# start of DATASET SECTION
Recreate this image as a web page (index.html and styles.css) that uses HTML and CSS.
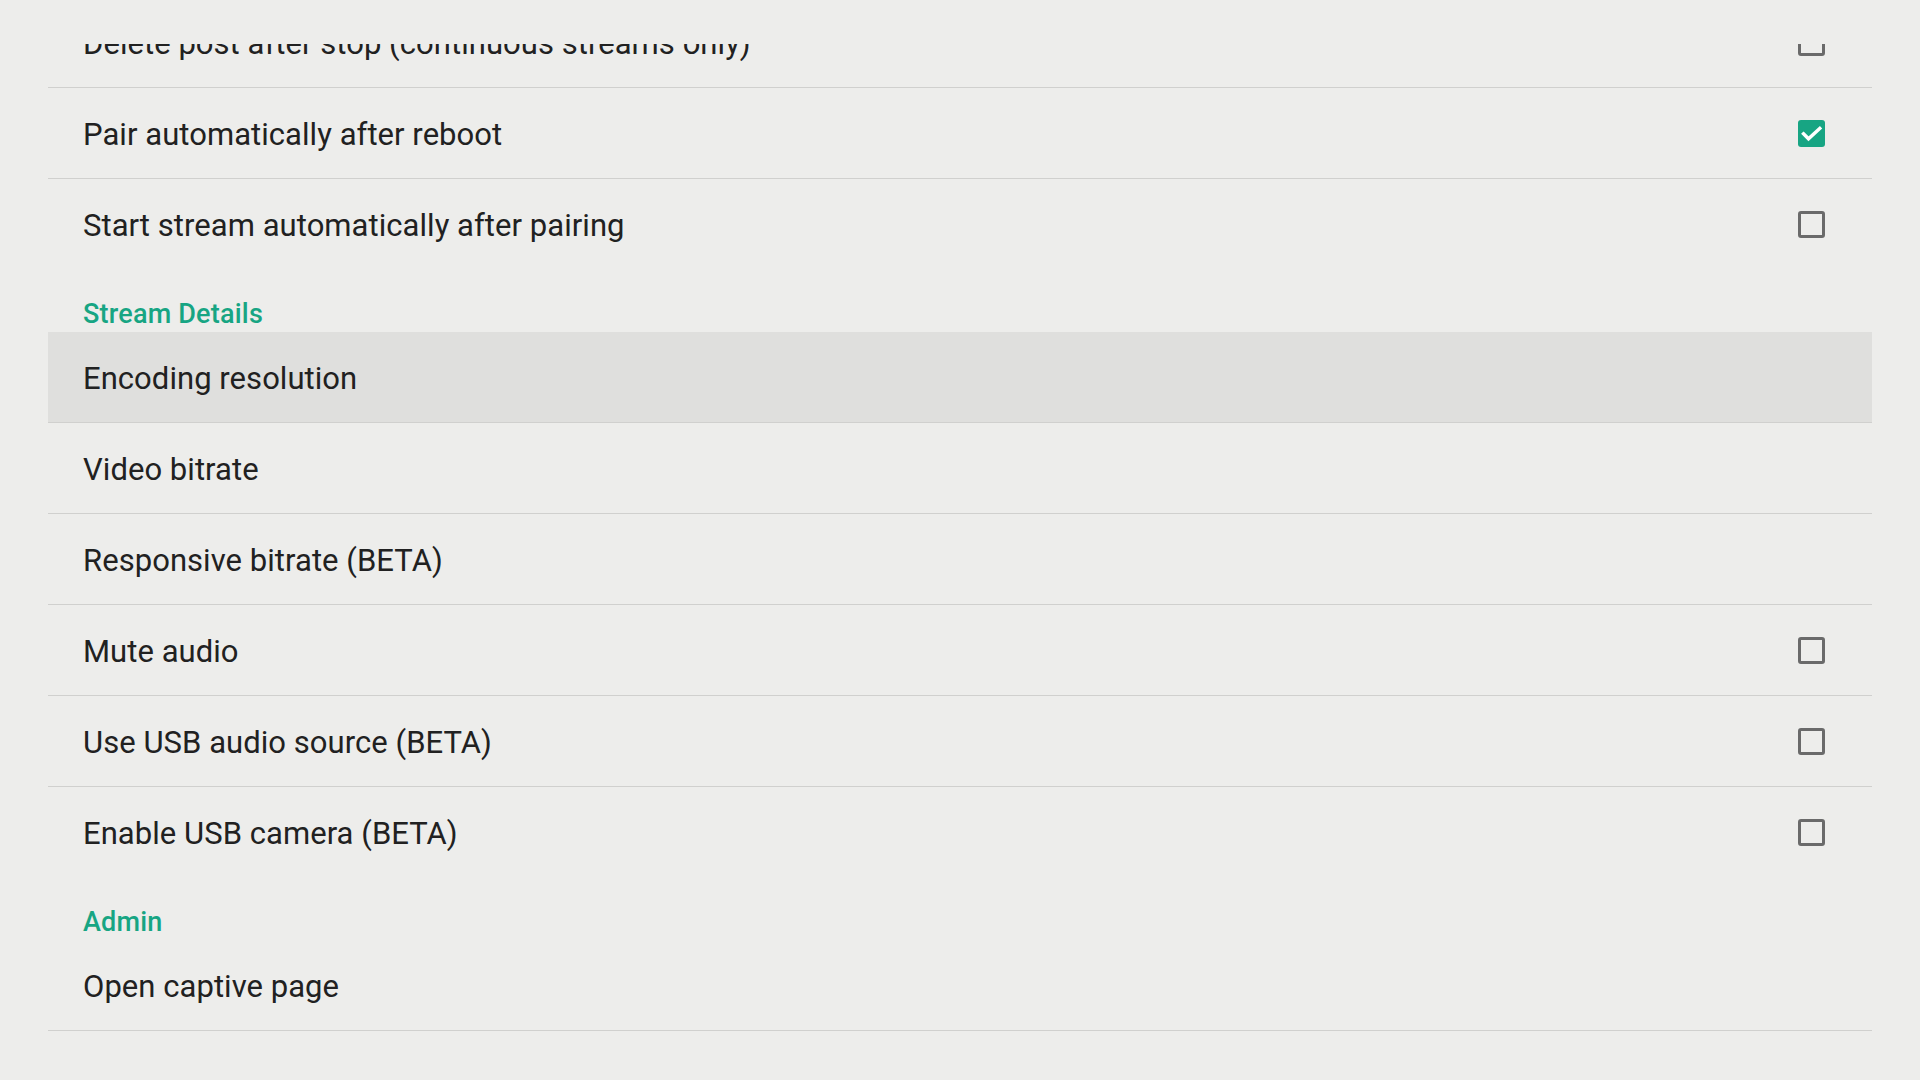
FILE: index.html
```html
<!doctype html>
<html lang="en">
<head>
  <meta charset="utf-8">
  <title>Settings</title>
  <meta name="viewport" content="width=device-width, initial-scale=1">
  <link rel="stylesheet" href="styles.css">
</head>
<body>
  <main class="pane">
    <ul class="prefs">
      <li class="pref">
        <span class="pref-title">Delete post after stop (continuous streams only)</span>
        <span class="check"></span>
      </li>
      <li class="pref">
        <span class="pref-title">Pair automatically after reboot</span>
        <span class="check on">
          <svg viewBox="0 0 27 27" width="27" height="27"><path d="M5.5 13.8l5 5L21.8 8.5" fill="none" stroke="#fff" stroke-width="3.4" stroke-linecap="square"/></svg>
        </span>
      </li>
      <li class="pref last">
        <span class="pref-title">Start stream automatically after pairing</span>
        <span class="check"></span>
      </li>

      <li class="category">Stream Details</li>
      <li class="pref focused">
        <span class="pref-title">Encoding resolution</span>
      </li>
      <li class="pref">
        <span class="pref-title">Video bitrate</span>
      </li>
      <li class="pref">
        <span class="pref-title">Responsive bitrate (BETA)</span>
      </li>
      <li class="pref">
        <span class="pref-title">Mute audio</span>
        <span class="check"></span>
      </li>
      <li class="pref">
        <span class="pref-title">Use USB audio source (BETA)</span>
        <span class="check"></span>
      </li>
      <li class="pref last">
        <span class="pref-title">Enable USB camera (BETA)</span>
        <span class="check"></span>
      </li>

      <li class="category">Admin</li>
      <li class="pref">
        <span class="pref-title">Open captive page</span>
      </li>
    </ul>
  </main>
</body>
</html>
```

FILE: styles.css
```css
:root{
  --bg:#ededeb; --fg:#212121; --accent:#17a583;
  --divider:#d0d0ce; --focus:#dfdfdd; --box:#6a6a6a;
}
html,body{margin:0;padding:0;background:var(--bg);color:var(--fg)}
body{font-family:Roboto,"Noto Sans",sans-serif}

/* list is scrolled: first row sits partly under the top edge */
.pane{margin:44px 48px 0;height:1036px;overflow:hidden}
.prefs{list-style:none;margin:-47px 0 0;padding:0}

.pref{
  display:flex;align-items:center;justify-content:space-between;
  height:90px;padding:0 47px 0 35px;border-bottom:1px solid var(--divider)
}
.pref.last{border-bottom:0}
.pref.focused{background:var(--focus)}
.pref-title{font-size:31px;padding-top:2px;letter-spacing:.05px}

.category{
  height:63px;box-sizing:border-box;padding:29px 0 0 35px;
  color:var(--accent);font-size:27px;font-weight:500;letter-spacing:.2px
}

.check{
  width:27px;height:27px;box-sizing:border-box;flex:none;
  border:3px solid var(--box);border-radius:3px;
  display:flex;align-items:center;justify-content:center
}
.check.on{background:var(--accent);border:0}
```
# end of DATASET SECTION
GOAL OF THE EXERCISE:
Count up every line above that has the word "index" in it; answer with the number alone.

EXERCISE RESPONSE:
2